International: With an intermediate-term momentum reading of 169, it is probably safe to say that China has reached the unsustainable parabolic phase of its advance. The inevitable pullback and correction could be painful when it happens, but it will probably be somewhat tolerable if viewed in the context of the overall move. China was not alone in its upside thrust this past week, as the rest of the world joined in. Even Japan, long the laggard of global markets, is showing renewed vigor.

Monday, October 1, 2007

Breakout Day?

As noted in our last update, U.S. stock benchmarks are flirting with new highs. If sustained, this development would open the door for another substantial uptrend. Today the Dow rose to match and slightly exceed its July peak. For all its fabled history the Dow is not a very useful proxy for the stock market in general, so we question the meaning of this accomplishment. We will be much more impressed when (and if) the S&P 500 does likewise, which did not happen today. Nonetheless, by many standards the stock market is regaining its momentum and the short-term trends are positive.

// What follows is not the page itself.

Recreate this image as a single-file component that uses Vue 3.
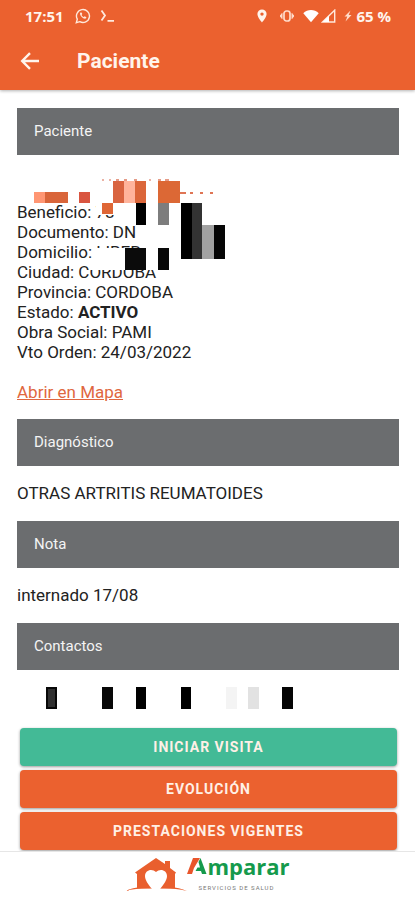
<script setup>
const patient = [
  { label: 'Beneficio', value: '78' },
  { label: 'Documento', value: 'DN' },
  { label: 'Domicilio', value: 'LIBER' },
  { label: 'Ciudad', value: 'CORDOBA' },
  { label: 'Provincia', value: 'CORDOBA' },
  { label: 'Estado', value: 'ACTIVO', strong: true },
  { label: 'Obra Social', value: 'PAMI' },
  { label: 'Vto Orden', value: '24/03/2022' }
]

// Privacy blocks: [x, y, width, height, colour]
const patientMask = [
  [79, 21, 22, 12, '#fff'],
  [78, 66, 50, 14, '#fff'],
  [73, 80, 68, 8, '#fff'],
  [17, 10, 11, 11, '#ff9673'],
  [28, 10, 23, 11, '#d9653a'],
  [62, 10, 11, 11, '#d95540'],
  [96, -1, 11, 22, '#d96440'],
  [107, -1, 11, 22, '#ffb49c'],
  [118, -1, 11, 22, '#db663a'],
  [141, -1, 22, 22, '#dc6835'],
  [85, 21, 11, 11, '#df6635'],
  [163, 10, 6, 2, '#df7555'],
  [173, 10, 3, 2, '#df7555'],
  [183, 10, 3, 2, '#df7555'],
  [193, 10, 3, 2, '#df7555'],
  [85, -3, 2, 2, '#ebb3a5'],
  [92, -3, 2, 2, '#ebb3a5'],
  [99, -3, 3, 2, '#e59b87'],
  [107, -3, 3, 2, '#e59b87'],
  [117, -3, 3, 2, '#e59b87'],
  [132, -3, 2, 2, '#ebb3a5'],
  [141, -3, 3, 2, '#e59b87'],
  [148, -3, 4, 2, '#e59b87'],
  [119, 21, 10, 22, '#000'],
  [141, 21, 11, 22, '#7d7d7d'],
  [164, 21, 11, 56, '#000'],
  [175, 21, 10, 56, '#333'],
  [185, 43, 12, 34, '#a2a2a2'],
  [197, 43, 11, 34, '#060606'],
  [108, 66, 21, 22, '#0b0b0b'],
  [141, 66, 11, 22, '#080808']
]
const contactMask = [
  [29, 0, 11, 22, '#080808'],
  [31, 2, 7, 18, '#303030'],
  [85, 0, 11, 22, '#080808'],
  [119, 0, 10, 22, '#000'],
  [164, 0, 10, 22, '#000'],
  [209, 0, 11, 22, '#f4f4f4'],
  [231, 0, 11, 22, '#e2e2e2'],
  [265, 0, 11, 22, '#050505']
]
</script>

<template>
  <div class="screen">
    <header class="top">
      <div class="status">
        <span class="clock">17:51</span>
        <svg class="wa" width="16" height="16" viewBox="0 0 16 16" fill="none" stroke="#ffe9dc" stroke-width="1.4">
          <path d="M1.3 14.7l1-3.5A6.5 6.5 0 1 1 4.8 13.700z" />
          <path d="M5.500 4.500c-1 1-.5 2.600 1 4.200s3.500 2.600 4.600 1.500l.3-1-1.700-.9-.9.800c-1-.4-1.800-1.200-2.200-2.200l.7-.8-.8-1.700z" fill="#ffe9dc" stroke="none" />
        </svg>
        <svg class="term" width="15" height="14" viewBox="0 0 15 14" fill="none" stroke="#ffe9dc" stroke-width="1.800">
          <path d="M1.500 1.500l3.500 5L1.500 11.500M7.500 11.800H14" />
        </svg>
        <span class="fill"></span>
        <svg class="pin" width="10" height="14" viewBox="0 0 10 14">
          <path fill="#fff4ec" fill-rule="evenodd" d="M5 .5A4.600 4.600 0 0 0 .4 5.100C.4 8.500 5 13.500 5 13.500s4.600-5 4.600-8.400A4.600 4.600 0 0 0 5 .5zm0 2.900a1.700 1.700 0 1 1 0 3.400 1.700 1.700 0 0 1 0-3.400z" />
        </svg>
        <svg class="vib" width="16" height="14" viewBox="0 0 16 14" fill="none" stroke="#ffdccb" stroke-width="1.700">
          <rect x="5" y="2" width="6" height="10" rx="2.500" />
          <path d="M3 4.500L1.200 7 3 9.500zM13 4.500L14.800 7 13 9.500z" fill="#ffdccb" stroke-width="1" />
        </svg>
        <svg class="wifi" width="16" height="14" viewBox="0 0 16 14">
          <path fill="#fff" d="M.3 4.300C4.500 0 11.500 0 15.700 4.300L8 13.300z" />
        </svg>
        <svg class="cell" width="15" height="14" viewBox="0 0 15 14">
          <path d="M1.500 13L13.700 1.200V13z" fill="none" stroke="#ffe9dc" stroke-width="1.400" />
          <path d="M1.500 13L8 6.700V13z" fill="#fff" />
        </svg>
        <svg class="bolt" width="8" height="12" viewBox="0 0 8 12">
          <path d="M6.500.5L.5 6.500h2.800L1.500 11.500 7.500 5H4.700z" fill="#ffdccb" />
        </svg>
        <span class="clock">65 %</span>
      </div>
      <div class="toolbar">
        <button class="back" type="button" aria-label="Volver">
          <svg width="20" height="18" viewBox="0 0 20 18" fill="none" stroke="#fff4ec" stroke-width="2.400">
            <path d="M19 9H2.500M10 1.200L2.200 9 10 16.800" />
          </svg>
        </button>
        <h1>Paciente</h1>
      </div>
    </header>

    <main>
      <h2>Paciente</h2>
      <section class="patient">
        <p v-for="row in patient" :key="row.label">
          {{ row.label }}: <strong v-if="row.strong">{{ row.value }}</strong><template v-else>{{ row.value }}</template>
        </p>
        <a class="map" href="#mapa">Abrir en Mapa</a>
        <svg class="mask" width="220" height="110" viewBox="0 0 220 110" shape-rendering="crispEdges" aria-hidden="true">
          <rect v-for="(b, i) in patientMask" :key="i" :x="b[0]" :y="b[1]" :width="b[2]" :height="b[3]" :fill="b[4]" />
        </svg>
      </section>

      <h2>Diagnóstico</h2>
      <p class="text">OTRAS ARTRITIS REUMATOIDES</p>
      <h2>Nota</h2>
      <p class="text">internado 17/08</p>
      <h2>Contactos</h2>
      <svg class="contacts" width="280" height="22" viewBox="0 0 280 22" shape-rendering="crispEdges" aria-hidden="true">
        <rect v-for="(b, i) in contactMask" :key="i" :x="b[0]" :y="b[1]" :width="b[2]" :height="b[3]" :fill="b[4]" />
      </svg>

      <div class="actions">
        <button class="go" type="button">INICIAR VISITA</button>
        <button type="button">EVOLUCIÓN</button>
        <button type="button">PRESTACIONES VIGENTES</button>
      </div>
    </main>

    <footer>
      <svg width="62" height="36" viewBox="0 0 62 36" aria-hidden="true">
        <path fill="#e95f2e" d="M10 15.500L31 1l9 6V4h5v7l6 4.500-1 1.500V31.500H12V17z" />
        <path fill="#fff" d="M27 32c-4-5-7-9-7-13 0-6 7-8 11-4 4-4 11-2 11 4 0 4-3 8-7 13z" />
        <path fill="#e95f2e" d="M0 34c8-4 18-5 27-2.500C18 31 9 32 0 34zM35 31.500c9-2.500 19-1.500 27 2.500-9-2-18-3-27-2.500z" />
      </svg>
      <div class="brand">
        <div class="word">
          <svg width="20" height="18" viewBox="0 0 20 18" aria-hidden="true">
            <path fill="#e9552b" d="M0 17L6 1h7L7 11l-2 6z" />
            <path fill="#159a4c" d="M13.500 1L19.500 17H15l-1-3H8.500l2-3.500H13L11.500 5z" />
          </svg>
          <span>mparar</span>
        </div>
        <small>SERVICIOS DE SALUD</small>
      </div>
    </footer>
  </div>
</template>

<style>
body {
  margin: 0;
  background: #fff;
}
</style>

<style scoped>
.screen {
  font-family: Roboto, "Liberation Sans", sans-serif;
  font-size: 17px;
  line-height: 20px;
  color: #222;
  min-height: 100vh;
  display: flex;
  flex-direction: column;
}
h1, h2, p {
  margin: 0;
}
.top {
  background: #eb612f;
  color: #fff4ec;
  height: 90px;
  box-shadow: 0 1px 3px rgba(0, 0, 0, 0.3);
}
.status {
  display: flex;
  align-items: center;
  height: 32px;
  padding: 0 24px 0 25px;
}
.clock {
  font-family: "Open Sans", "Noto Sans", sans-serif;
  font-size: 15px;
  font-weight: 700;
  white-space: nowrap;
}
.wa { margin-left: 11px; }
.term { margin-left: 9px; }
.fill { flex: 1; }
.vib { margin-left: 12px; }
.wifi { margin-left: 8px; }
.cell { margin-left: 2px; }
.bolt { margin: 0 4px 0 8px; }
.toolbar {
  display: flex;
  align-items: center;
  height: 58px;
  padding: 0 20px;
  gap: 37px;
}
.back {
  display: flex;
  border: 0;
  padding: 0;
  background: none;
}
h1 {
  font-size: 21px;
  line-height: 24px;
  font-weight: 700;
}
main {
  flex: 1;
  padding: 18px 16px 0 17px;
}
h2 {
  display: flex;
  align-items: center;
  box-sizing: border-box;
  height: 47px;
  padding: 0 17px 1px;
  background: #6b6d6f;
  color: #f4f4f4;
  font-size: 15px;
  font-weight: 400;
}
.patient {
  position: relative;
  padding: 47px 0 17px;
}
.map {
  display: block;
  width: fit-content;
  margin-top: 20px;
  color: #df6740;
}
.mask {
  position: absolute;
  left: 0;
  top: 27px;
  overflow: visible;
}
.text {
  padding: 17px 0 18px;
}
.contacts {
  display: block;
  padding-top: 17px;
}
.actions {
  display: flex;
  flex-direction: column;
  gap: 4px;
  padding: 19px 2px 0 3px;
}
.actions button {
  height: 38px;
  border: 0;
  border-radius: 4px;
  background: #eb612f;
  color: #fff0e6;
  font-family: inherit;
  font-size: 14px;
  font-weight: 700;
  letter-spacing: 1px;
  box-shadow: 0 1px 3px rgba(0, 0, 0, 0.4);
}
.actions .go {
  background: #43ba96;
}
footer {
  display: flex;
  justify-content: center;
  height: 49px;
  padding-top: 5px;
  box-sizing: border-box;
  border-top: 1px solid #e6e6e6;
  background: #fff;
}
.word {
  display: flex;
  height: 24px;
  color: #159a4c;
  font-family: "Open Sans", sans-serif;
  font-size: 22px;
  line-height: 18px;
  font-weight: 700;
}
.brand small {
  display: block;
  padding-left: 11px;
  color: #777;
  font-size: 6px;
  line-height: 14px;
  letter-spacing: 1px;
}
</style>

The recent bullish action is probably explained by the widespread impression that the "bad news" about mortgages, inflation, bonds and the dollar has all been revealed. If no more bad news is coming, then the benchmarks have nowhere to go but up, the thinking goes. That is why the worst-hit sectors of the third quarter, particularly financial services and homebuilders, were among the upside leaders today. This may prove to be the correct conclusion. So far, however, these sectors remain relatively weak except on a very short-term basis.

The futures markets continue to reveal a consensus that the Federal Reserve will be making further interest-rate cuts in the next few months. Bond expert Bill Gross of PIMCO said in his monthly commentary he expects short-term rates will fall to at least 3.75% in the next year. We would not bet against Mr. Gross. It seems clear that the Fed has decided to bail out the housing sector and Wall Street, regardless of the consequences to the dollar and inflation.